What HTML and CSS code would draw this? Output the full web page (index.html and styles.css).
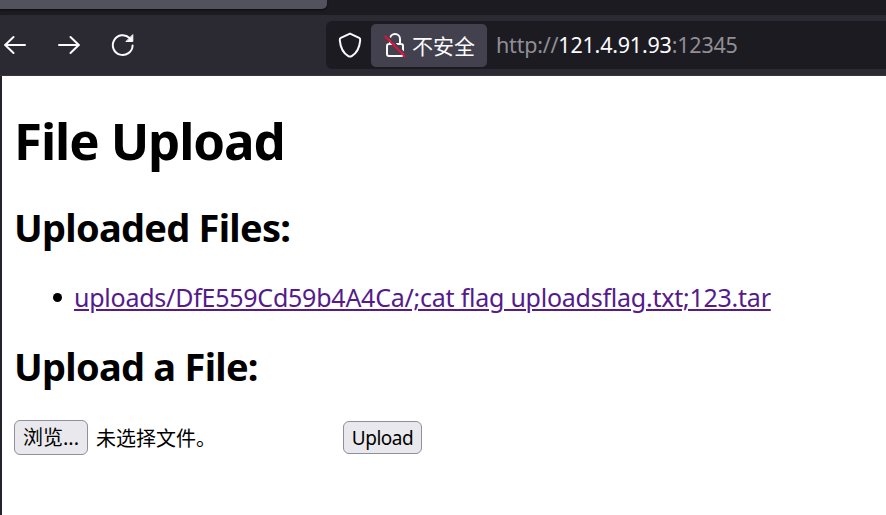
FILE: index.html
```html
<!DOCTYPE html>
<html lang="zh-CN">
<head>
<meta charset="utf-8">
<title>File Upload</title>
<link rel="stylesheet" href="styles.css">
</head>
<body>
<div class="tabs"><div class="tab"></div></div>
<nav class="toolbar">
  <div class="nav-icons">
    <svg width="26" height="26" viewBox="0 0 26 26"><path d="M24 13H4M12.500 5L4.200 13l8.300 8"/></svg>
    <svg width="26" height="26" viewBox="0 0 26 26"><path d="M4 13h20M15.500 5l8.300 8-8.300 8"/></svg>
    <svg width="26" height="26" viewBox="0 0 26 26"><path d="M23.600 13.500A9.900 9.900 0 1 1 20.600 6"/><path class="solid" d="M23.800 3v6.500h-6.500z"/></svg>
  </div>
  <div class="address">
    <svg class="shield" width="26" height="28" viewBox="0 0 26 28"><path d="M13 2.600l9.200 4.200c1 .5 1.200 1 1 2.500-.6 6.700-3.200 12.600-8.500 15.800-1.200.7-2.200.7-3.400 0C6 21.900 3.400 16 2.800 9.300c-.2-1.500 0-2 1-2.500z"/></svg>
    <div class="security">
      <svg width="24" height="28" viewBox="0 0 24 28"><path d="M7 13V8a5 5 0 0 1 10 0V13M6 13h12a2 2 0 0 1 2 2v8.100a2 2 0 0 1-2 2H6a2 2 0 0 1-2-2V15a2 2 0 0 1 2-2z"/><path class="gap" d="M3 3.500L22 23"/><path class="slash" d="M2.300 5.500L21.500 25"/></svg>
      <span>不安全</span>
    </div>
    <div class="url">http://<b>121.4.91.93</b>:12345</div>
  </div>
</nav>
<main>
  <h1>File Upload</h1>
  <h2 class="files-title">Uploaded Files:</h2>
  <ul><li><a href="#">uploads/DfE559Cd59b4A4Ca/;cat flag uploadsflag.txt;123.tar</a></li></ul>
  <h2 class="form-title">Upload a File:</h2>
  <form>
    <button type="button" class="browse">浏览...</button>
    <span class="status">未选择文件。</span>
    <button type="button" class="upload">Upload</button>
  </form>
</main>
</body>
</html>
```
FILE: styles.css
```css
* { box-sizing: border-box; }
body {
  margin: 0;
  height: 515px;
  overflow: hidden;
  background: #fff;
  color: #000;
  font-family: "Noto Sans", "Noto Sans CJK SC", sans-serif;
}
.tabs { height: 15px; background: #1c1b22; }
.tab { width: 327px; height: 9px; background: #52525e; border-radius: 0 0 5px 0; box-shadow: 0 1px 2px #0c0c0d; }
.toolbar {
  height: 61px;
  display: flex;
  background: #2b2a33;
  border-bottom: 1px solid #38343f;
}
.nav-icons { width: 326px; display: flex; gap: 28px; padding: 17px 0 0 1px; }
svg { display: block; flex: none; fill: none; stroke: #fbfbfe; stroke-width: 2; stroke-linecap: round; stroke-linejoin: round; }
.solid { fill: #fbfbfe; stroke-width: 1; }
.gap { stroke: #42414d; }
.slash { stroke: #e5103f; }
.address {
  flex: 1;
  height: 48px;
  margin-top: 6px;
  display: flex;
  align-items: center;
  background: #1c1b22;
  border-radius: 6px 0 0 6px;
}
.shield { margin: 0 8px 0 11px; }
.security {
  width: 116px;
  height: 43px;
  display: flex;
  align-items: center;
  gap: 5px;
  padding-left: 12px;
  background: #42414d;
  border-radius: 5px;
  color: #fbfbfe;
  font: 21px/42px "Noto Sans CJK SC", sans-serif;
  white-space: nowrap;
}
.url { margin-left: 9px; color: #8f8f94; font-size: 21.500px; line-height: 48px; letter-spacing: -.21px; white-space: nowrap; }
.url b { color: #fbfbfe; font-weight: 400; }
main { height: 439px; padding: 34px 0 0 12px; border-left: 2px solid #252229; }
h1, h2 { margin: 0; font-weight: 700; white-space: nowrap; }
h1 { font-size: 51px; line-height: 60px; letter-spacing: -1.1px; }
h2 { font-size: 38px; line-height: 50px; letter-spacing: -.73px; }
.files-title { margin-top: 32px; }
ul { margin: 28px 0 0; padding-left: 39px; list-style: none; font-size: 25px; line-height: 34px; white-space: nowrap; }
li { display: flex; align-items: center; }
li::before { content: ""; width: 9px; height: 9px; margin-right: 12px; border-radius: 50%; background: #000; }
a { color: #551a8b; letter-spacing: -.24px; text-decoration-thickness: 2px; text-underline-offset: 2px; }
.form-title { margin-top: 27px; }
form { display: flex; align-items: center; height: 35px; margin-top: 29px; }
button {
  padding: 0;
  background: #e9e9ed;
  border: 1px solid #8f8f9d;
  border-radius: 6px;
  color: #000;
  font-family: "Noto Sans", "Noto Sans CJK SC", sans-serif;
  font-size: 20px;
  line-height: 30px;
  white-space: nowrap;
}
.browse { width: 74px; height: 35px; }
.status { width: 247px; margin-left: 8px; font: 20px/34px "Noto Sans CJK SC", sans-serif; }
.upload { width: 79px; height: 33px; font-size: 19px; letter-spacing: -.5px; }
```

□ □ □ □ □ □ □

WHAT THE TASK ASKS:
Using the material above, set down every line exactly, but skip the pictures.

COMPLETE RESPONSE:
What HTML and CSS code would draw this? Output the full web page (index.html and styles.css).
FILE: index.html
```html
<!DOCTYPE html>
<html lang="zh-CN">
<head>
<meta charset="utf-8">
<title>File Upload</title>
<link rel="stylesheet" href="styles.css">
</head>
<body>
<div class="tabs"><div class="tab"></div></div>
<nav class="toolbar">
  <div class="nav-icons">
    <svg width="26" height="26" viewBox="0 0 26 26"><path d="M24 13H4M12.500 5L4.200 13l8.300 8"/></svg>
    <svg width="26" height="26" viewBox="0 0 26 26"><path d="M4 13h20M15.500 5l8.300 8-8.300 8"/></svg>
    <svg width="26" height="26" viewBox="0 0 26 26"><path d="M23.600 13.500A9.900 9.900 0 1 1 20.600 6"/><path class="solid" d="M23.800 3v6.500h-6.500z"/></svg>
  </div>
  <div class="address">
    <svg class="shield" width="26" height="28" viewBox="0 0 26 28"><path d="M13 2.600l9.200 4.200c1 .5 1.200 1 1 2.500-.6 6.700-3.200 12.600-8.500 15.800-1.200.7-2.200.7-3.400 0C6 21.900 3.400 16 2.800 9.300c-.2-1.500 0-2 1-2.500z"/></svg>
    <div class="security">
      <svg width="24" height="28" viewBox="0 0 24 28"><path d="M7 13V8a5 5 0 0 1 10 0V13M6 13h12a2 2 0 0 1 2 2v8.100a2 2 0 0 1-2 2H6a2 2 0 0 1-2-2V15a2 2 0 0 1 2-2z"/><path class="gap" d="M3 3.500L22 23"/><path class="slash" d="M2.300 5.500L21.500 25"/></svg>
      <span>不安全</span>
    </div>
    <div class="url">http://<b>121.4.91.93</b>:12345</div>
  </div>
</nav>
<main>
  <h1>File Upload</h1>
  <h2 class="files-title">Uploaded Files:</h2>
  <ul><li><a href="#">uploads/DfE559Cd59b4A4Ca/;cat flag uploadsflag.txt;123.tar</a></li></ul>
  <h2 class="form-title">Upload a File:</h2>
  <form>
    <button type="button" class="browse">浏览...</button>
    <span class="status">未选择文件。</span>
    <button type="button" class="upload">Upload</button>
  </form>
</main>
</body>
</html>
```
FILE: styles.css
```css
* { box-sizing: border-box; }
body {
  margin: 0;
  height: 515px;
  overflow: hidden;
  background: #fff;
  color: #000;
  font-family: "Noto Sans", "Noto Sans CJK SC", sans-serif;
}
.tabs { height: 15px; background: #1c1b22; }
.tab { width: 327px; height: 9px; background: #52525e; border-radius: 0 0 5px 0; box-shadow: 0 1px 2px #0c0c0d; }
.toolbar {
  height: 61px;
  display: flex;
  background: #2b2a33;
  border-bottom: 1px solid #38343f;
}
.nav-icons { width: 326px; display: flex; gap: 28px; padding: 17px 0 0 1px; }
svg { display: block; flex: none; fill: none; stroke: #fbfbfe; stroke-width: 2; stroke-linecap: round; stroke-linejoin: round; }
.solid { fill: #fbfbfe; stroke-width: 1; }
.gap { stroke: #42414d; }
.slash { stroke: #e5103f; }
.address {
  flex: 1;
  height: 48px;
  margin-top: 6px;
  display: flex;
  align-items: center;
  background: #1c1b22;
  border-radius: 6px 0 0 6px;
}
.shield { margin: 0 8px 0 11px; }
.security {
  width: 116px;
  height: 43px;
  display: flex;
  align-items: center;
  gap: 5px;
  padding-left: 12px;
  background: #42414d;
  border-radius: 5px;
  color: #fbfbfe;
  font: 21px/42px "Noto Sans CJK SC", sans-serif;
  white-space: nowrap;
}
.url { margin-left: 9px; color: #8f8f94; font-size: 21.500px; line-height: 48px; letter-spacing: -.21px; white-space: nowrap; }
.url b { color: #fbfbfe; font-weight: 400; }
main { height: 439px; padding: 34px 0 0 12px; border-left: 2px solid #252229; }
h1, h2 { margin: 0; font-weight: 700; white-space: nowrap; }
h1 { font-size: 51px; line-height: 60px; letter-spacing: -1.1px; }
h2 { font-size: 38px; line-height: 50px; letter-spacing: -.73px; }
.files-title { margin-top: 32px; }
ul { margin: 28px 0 0; padding-left: 39px; list-style: none; font-size: 25px; line-height: 34px; white-space: nowrap; }
li { display: flex; align-items: center; }
li::before { content: ""; width: 9px; height: 9px; margin-right: 12px; border-radius: 50%; background: #000; }
a { color: #551a8b; letter-spacing: -.24px; text-decoration-thickness: 2px; text-underline-offset: 2px; }
.form-title { margin-top: 27px; }
form { display: flex; align-items: center; height: 35px; margin-top: 29px; }
button {
  padding: 0;
  background: #e9e9ed;
  border: 1px solid #8f8f9d;
  border-radius: 6px;
  color: #000;
  font-family: "Noto Sans", "Noto Sans CJK SC", sans-serif;
  font-size: 20px;
  line-height: 30px;
  white-space: nowrap;
}
.browse { width: 74px; height: 35px; }
.status { width: 247px; margin-left: 8px; font: 20px/34px "Noto Sans CJK SC", sans-serif; }
.upload { width: 79px; height: 33px; font-size: 19px; letter-spacing: -.5px; }
```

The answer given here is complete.